What seems important on a wine label can vary drastically, depending on where the wine is from, if it’s a varietal, whether the winemaker is going for aesthetic or information—or just straight up girl power shock value.
Good news for you: there’s really only a handful of essential things you need to know on any wine label. Yes, getting into Old World wines, terminology can get a bit more complex, with Chateaux and Cru levels printed alongside etchings of old castles. But if you pay attention to these elements on any wine label, you should have a decent sense of what you’re in for, besides just intoxication.
Wine Maker or Winery:
Usually the easiest to spot, but not necessarily the most important at first—unless you’re seeking out a particular wine maker. Good to know, though, especially if you want to remember who made the delicious/terrible wine you just bought. Hard to miss on a New World Label; on an Old World label, there may be a bit of decoding.
The long and the short of it—where the wine was made. It could be as big as a state, e.g. California Chardonnay, or as specific as an actual vineyard in a particular region in a particular country. In Old World labels you’ll see terms like “Appellation Controlee” (AOC) and “Denominazione della Origine Controllata” (DOC), denoting that these are legally regulated areas of wine production. Don’t let the terms scare you. It’s still just all about that place.
If the wine is a varietal (as in one-grape) wine, the name of that grape should be pretty prominent on the label—but only if it’s a New World wine. Think of a California Cabernet Sauvignon or a New Zealand Sauvignon Blanc. (It’s not required to list the varietal, but many producers—wisely—choose to do so.) Bear in mind that in the U.S., only 75% of the wine’s actual content has to come from the varietal listed. (Don’t worry, the rest comes from other blending grapes, not, like, Welch’s.)
If the wine is a blend, especially an Old World blend, you may or may not see what went into it, but your best bet is to check the back label. That’s where they’d print the blend if the winemaker chose to make it known, though they don’t have to.
If there’s a date listed on the wine label, that means it’s a vintage wine—meaning all the grapes were picked in that year. Vintage is easy to spot, since it’s one of the most readily recognizable things on any wine label, no matter how complex. Important if you hear that 2005 was a good vintage for French Burgundy (and you have plenty of cash on hand).

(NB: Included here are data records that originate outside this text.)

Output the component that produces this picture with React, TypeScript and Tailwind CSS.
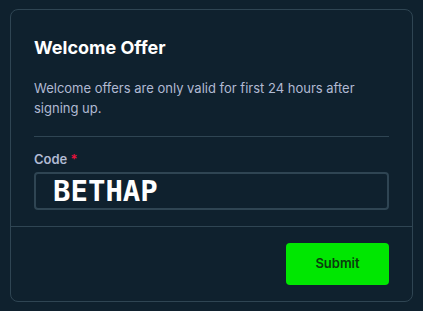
export default function App() {
  return (
    <div className="w-[423px] h-[311px] bg-[#0f212e] pt-[9px] px-[10px] font-['Inter',sans-serif]">
      <div className="h-[293px] rounded-lg border border-[#2f4553] bg-[#0f212e] flex flex-col">
        {/* Body */}
        <div className="px-[23px] pt-[26px]">
          <h2 className="text-[18px] font-bold text-white leading-6">Welcome Offer</h2>
          <p className="mt-[18px] text-[13px] leading-5 text-[#b1bad3]">
            Welcome offers are only valid for first 24 hours after signing up.
          </p>
          <div className="mt-[18px] h-px bg-[#2f4553]" />
          <label className="mt-[14px] block text-[13px] font-semibold leading-4 text-[#b1bad3]">
            Code <span className="text-[#e9113c]">*</span>
          </label>
          <div className="mt-[5px] h-[38px] rounded border-2 border-[#2f4553] flex items-center pl-[17px]">
            <span className="font-['DejaVu_Sans_Mono',monospace] font-bold text-[29px] leading-none text-white">
              BETHAP
            </span>
          </div>
        </div>
        <div className="mt-[16px] h-px bg-[#2f4553]" />
        {/* Footer */}
        <div className="flex justify-end px-[23px] pt-4">
          <button className="w-[103px] h-[42px] rounded bg-[#00e701] text-[13px] font-semibold text-[#0b3a0e]">
            Submit
          </button>
        </div>
      </div>
    </div>
  )
}
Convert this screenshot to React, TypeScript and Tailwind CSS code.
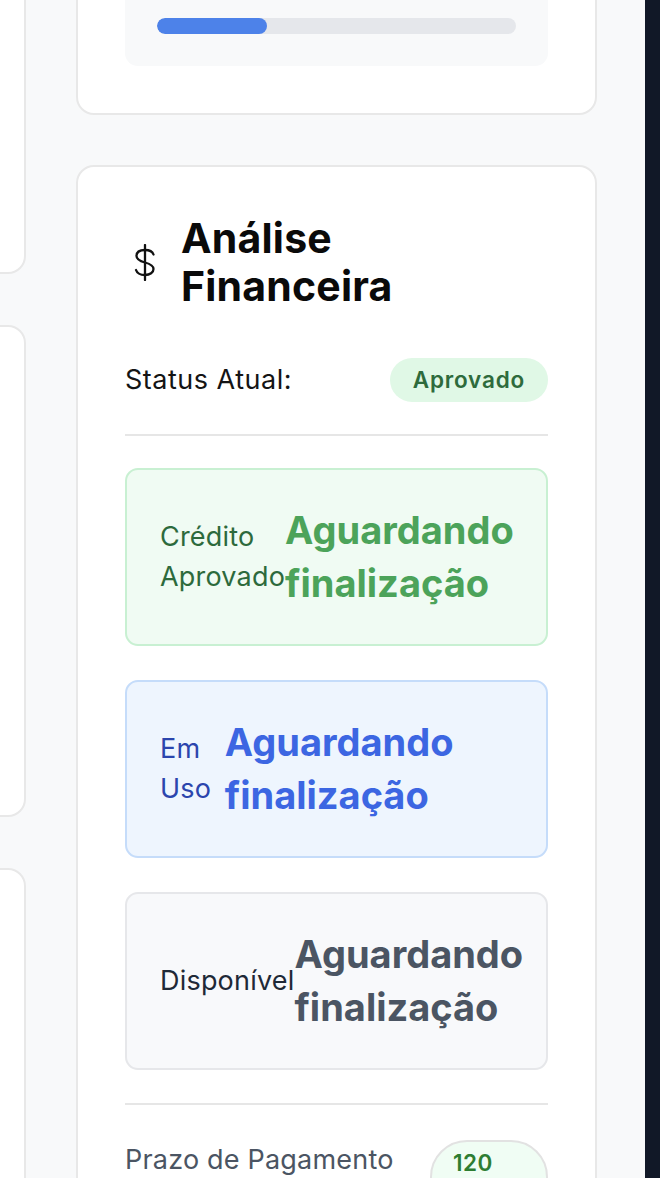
import React from "react";

function DollarIcon() {
  return (
    <svg width="24" height="37" viewBox="0 0 24 37" fill="none" stroke="#111111" strokeWidth="2.3" strokeLinecap="round">
      <path d="M12 1V36" />
      <path d="M20.5 10.5C19.5 7.5 16.5 6 12 6C6.5 6 3.5 8.5 3.5 12C3.5 15.5 6.5 17 12 18.5C17.5 20 20.5 21.5 20.5 25C20.5 28.5 17 31 12 31C7 31 4 29 3 26" />
    </svg>
  );
}

type Tone = "green" | "blue" | "gray";

const toneClasses: Record<Tone, { box: string; label: string; value: string }> = {
  green: {
    box: "bg-[#f0fbf3] border-[#c8f0d2]",
    label: "text-[#2d6a3c]",
    value: "text-[#4ca35a]",
  },
  blue: {
    box: "bg-[#eef5fe] border-[#c5dcfa]",
    label: "text-[#2b45ad]",
    value: "text-[#3c66e2]",
  },
  gray: {
    box: "bg-[#f8f9fb] border-[#e6e7ea]",
    label: "text-[#1f2937]",
    value: "text-[#4b5563]",
  },
};

function AmountBox({ tone, label, value }: { tone: Tone; label: string; value: string }) {
  const t = toneClasses[tone];
  return (
    <div className={`flex items-center justify-between rounded-[13px] border-2 px-[33px] py-[34px] ${t.box}`}>
      <span className={`text-[27px] leading-[40.5px] tracking-[0.2px] ${t.label}`}>{label}</span>
      <span className={`text-[38px] font-bold leading-[53px] ${t.value}`}>{value}</span>
    </div>
  );
}

export default function App() {
  return (
    <div className="flex h-[1178px] overflow-hidden bg-[#f8f9fa] font-['Inter',sans-serif]">
      <div className="flex flex-1 gap-[50px] pr-[48px]">
        {/* left column, mostly scrolled out of view */}
        <div className="-ml-[274px] -mt-[126px] flex w-[300px] shrink-0 flex-col gap-[51px]">
          <div className="h-[400px] shrink-0 rounded-[18px] border-2 border-[#e8e8e8] bg-white" />
          <div className="h-[492px] shrink-0 rounded-[18px] border-2 border-[#e8e8e8] bg-white" />
          <div className="h-[400px] shrink-0 rounded-[18px] border-2 border-[#e8e8e8] bg-white" />
        </div>

        <div className="-mt-[63px] flex w-[521px] shrink-0 flex-col gap-[50px]">
          <div className="shrink-0 rounded-[18px] border-2 border-[#e8e8e8] bg-white p-[47px]">
            <div className="rounded-[13px] bg-[#f8f9fa] p-8">
              <div className="h-4 w-full overflow-hidden rounded-full bg-[#e5e7eb]">
                <div className="h-full rounded-full bg-[#4d82e9]" style={{ width: "30.6%" }} />
              </div>
            </div>
          </div>

          <div className="shrink-0 rounded-[18px] border-2 border-[#e8e8e8] bg-white p-[47px]">
            <div className="flex items-center gap-4">
              <div className="flex w-10 justify-center">
                <DollarIcon />
              </div>
              <h2 className="max-w-[260px] text-[41px] font-bold leading-[48px] tracking-[0.2px] text-[#0a0a0a]">
                Análise Financeira
              </h2>
            </div>

            <div className="mt-12 flex items-center justify-between border-b-2 border-[#e6e6e6] pb-8">
              <span className="text-[27px] leading-[40.5px] tracking-[0.5px] text-[#141414]">Status Atual:</span>
              <span className="flex h-[44px] items-center rounded-full bg-[#e0f8e6] px-[23px] text-[22.5px] font-semibold leading-[28px] tracking-[0.8px] text-[#2e6b3c]">
                Aprovado
              </span>
            </div>

            <div className="mt-8 flex flex-col gap-[34px]">
              <AmountBox tone="green" label="Crédito Aprovado" value="Aguardando finalização" />
              <AmountBox tone="blue" label="Em Uso" value="Aguardando finalização" />
              <AmountBox tone="gray" label="Disponível" value="Aguardando finalização" />
            </div>

            <div className="mt-[33px] flex items-start justify-between border-t-2 border-[#e6e6e6] pt-[35px]">
              <span className="text-[27px] leading-[40.5px] tracking-[0.2px] text-[#4b5563]">Prazo de Pagamento</span>
              <span className="w-[118px] shrink-0 rounded-full border-2 border-[#e2e2e2] bg-[#f0fdf4] px-[21px] py-[7px] text-[22.5px] font-semibold leading-[28px] tracking-[0.5px] text-[#2e7d32]">
                120 dias
              </span>
            </div>
          </div>
        </div>
      </div>
      <div className="w-[15px] shrink-0 bg-[#111827]" />
    </div>
  );
}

Always good to know the percent of alcohol by volume, or ABV, of the wine you’re buying. You might find it somewhere on the front label, but (especially with Old World wines) you can also find it on the back label, often next to the bottle size, which, unless you’re going magnum, should be 750ml. Unlike beer, wines must have the ABV printed on the label.
This matters when you’re buying wines that can have residual sugar content and/or sweet iterations, like Riesling and Champagne. In Champagne, the scale goes from Extra Brut (driest) to Brut, Extra-Dry, Sec, Demi-Sec, and Doux. Point of confusion: “demi-sec” means “half-dry,” but it can actually taste moderately sweet.
Another place it’s good to know sweetness terms: Riesling. New World Rieslings keep it pretty simple with terms like Dry (meaning the least sweet), Semi-Dry, Semi-Sweet, and Sweet. But once you get into German and Austrian Riesling, you’ll find a multi-syllabic step-ladder from least to most sweet: Kabinett, Spatelese, Auslese, Beerenauslese, Trockenbeerenauslese, and Eiswein. A good shortcut for dry Riesling, look for “Trocken” on the label. Another shortcut: Austrian Rieslings tend to be dryer than their German cousins.